*Work to be completed:* Copy every line of the records below where the word "this" occurs.

Rows from a dataset of pages and code:
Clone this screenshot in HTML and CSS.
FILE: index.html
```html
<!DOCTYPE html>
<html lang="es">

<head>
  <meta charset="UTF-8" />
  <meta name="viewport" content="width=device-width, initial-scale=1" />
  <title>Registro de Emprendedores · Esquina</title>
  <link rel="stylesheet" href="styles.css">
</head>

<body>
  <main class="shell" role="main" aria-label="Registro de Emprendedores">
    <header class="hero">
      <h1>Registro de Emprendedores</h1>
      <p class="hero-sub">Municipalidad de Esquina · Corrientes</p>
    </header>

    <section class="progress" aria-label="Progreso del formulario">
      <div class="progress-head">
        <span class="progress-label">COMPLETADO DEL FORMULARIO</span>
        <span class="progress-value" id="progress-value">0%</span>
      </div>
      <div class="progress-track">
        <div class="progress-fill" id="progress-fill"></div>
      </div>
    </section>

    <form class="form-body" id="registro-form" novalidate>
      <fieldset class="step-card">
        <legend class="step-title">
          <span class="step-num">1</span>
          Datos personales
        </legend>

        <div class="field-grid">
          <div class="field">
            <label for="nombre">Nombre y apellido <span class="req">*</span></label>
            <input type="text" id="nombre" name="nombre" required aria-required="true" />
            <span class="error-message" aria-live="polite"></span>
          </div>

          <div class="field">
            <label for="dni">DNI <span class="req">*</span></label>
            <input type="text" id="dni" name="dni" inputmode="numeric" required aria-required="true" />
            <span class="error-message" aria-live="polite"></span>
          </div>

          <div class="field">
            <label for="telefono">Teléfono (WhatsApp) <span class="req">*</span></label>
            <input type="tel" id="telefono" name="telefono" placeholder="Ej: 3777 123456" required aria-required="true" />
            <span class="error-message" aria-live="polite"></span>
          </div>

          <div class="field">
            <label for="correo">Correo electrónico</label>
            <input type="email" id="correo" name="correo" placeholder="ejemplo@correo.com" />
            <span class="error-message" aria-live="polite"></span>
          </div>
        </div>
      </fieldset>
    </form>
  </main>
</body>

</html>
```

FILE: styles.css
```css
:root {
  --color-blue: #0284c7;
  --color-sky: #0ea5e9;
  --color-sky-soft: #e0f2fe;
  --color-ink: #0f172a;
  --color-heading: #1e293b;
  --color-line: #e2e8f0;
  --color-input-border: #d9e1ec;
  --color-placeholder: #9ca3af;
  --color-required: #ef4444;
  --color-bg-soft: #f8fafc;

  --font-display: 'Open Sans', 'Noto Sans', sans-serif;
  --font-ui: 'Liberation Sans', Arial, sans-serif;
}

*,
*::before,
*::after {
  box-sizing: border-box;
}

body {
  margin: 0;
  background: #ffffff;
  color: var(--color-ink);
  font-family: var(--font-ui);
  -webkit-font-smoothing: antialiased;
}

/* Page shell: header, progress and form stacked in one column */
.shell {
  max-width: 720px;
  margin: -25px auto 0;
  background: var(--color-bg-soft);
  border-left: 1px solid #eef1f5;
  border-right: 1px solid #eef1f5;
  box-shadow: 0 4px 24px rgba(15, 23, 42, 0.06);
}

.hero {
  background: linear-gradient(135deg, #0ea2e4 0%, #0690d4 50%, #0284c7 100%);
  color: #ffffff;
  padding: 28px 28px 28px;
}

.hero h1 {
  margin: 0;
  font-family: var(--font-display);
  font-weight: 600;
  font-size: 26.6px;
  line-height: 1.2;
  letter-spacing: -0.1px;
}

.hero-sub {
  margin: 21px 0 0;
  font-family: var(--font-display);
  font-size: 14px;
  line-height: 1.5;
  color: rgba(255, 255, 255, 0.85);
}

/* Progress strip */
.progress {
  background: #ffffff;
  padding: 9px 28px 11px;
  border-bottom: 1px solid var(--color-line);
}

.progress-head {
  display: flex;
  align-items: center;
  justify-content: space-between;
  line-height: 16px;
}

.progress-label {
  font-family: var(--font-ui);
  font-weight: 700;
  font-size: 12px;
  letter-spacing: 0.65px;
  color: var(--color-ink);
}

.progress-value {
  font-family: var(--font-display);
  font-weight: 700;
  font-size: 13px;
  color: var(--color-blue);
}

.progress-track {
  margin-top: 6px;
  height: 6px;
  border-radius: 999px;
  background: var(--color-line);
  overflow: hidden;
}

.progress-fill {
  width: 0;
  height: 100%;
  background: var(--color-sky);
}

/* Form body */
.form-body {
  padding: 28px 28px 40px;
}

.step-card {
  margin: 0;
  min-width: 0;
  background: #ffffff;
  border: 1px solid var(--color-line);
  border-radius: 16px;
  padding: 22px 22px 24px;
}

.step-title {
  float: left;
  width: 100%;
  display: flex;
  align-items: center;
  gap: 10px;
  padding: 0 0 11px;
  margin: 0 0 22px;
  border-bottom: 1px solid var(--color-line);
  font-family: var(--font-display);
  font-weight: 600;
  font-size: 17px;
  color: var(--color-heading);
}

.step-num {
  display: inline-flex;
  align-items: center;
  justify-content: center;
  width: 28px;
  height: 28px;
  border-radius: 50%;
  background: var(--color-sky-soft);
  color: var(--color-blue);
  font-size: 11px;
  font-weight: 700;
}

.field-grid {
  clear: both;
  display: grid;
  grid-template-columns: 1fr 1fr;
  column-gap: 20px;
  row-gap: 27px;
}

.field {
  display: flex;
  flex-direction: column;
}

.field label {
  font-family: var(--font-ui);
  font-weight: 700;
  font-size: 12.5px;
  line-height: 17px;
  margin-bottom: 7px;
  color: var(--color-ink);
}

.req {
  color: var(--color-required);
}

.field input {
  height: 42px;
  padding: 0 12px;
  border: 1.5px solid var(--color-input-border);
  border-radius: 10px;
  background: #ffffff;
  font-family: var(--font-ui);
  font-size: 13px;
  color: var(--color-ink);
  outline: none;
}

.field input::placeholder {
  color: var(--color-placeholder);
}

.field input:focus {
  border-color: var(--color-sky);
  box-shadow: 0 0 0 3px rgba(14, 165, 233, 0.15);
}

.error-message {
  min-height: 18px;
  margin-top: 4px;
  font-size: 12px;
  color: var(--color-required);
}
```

==

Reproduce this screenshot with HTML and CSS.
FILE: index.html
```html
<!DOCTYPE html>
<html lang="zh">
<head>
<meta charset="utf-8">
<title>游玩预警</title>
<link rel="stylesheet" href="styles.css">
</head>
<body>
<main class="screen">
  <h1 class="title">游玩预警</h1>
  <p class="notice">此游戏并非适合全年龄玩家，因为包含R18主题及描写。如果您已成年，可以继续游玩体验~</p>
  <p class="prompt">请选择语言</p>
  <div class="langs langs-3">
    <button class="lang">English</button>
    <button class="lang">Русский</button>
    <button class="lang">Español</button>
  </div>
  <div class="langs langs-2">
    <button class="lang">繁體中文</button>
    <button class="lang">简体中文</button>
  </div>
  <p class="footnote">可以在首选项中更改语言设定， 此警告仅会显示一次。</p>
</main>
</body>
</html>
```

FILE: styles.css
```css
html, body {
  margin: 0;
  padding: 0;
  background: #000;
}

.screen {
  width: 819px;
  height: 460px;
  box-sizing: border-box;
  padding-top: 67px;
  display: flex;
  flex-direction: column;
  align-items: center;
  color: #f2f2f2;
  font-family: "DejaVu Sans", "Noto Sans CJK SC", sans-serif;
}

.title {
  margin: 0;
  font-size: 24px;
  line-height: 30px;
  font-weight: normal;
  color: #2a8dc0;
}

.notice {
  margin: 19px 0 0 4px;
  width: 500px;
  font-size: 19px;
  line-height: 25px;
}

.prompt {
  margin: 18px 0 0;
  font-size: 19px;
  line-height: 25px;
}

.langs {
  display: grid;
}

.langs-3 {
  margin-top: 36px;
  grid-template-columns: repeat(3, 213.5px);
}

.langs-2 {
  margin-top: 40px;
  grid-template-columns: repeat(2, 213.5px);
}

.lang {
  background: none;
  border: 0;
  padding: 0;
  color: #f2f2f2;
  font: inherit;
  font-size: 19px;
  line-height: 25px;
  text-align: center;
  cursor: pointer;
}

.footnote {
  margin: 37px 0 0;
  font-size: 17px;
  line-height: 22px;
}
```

*Output:*
Clone this screenshot in HTML and CSS.
Reproduce this screenshot with HTML and CSS.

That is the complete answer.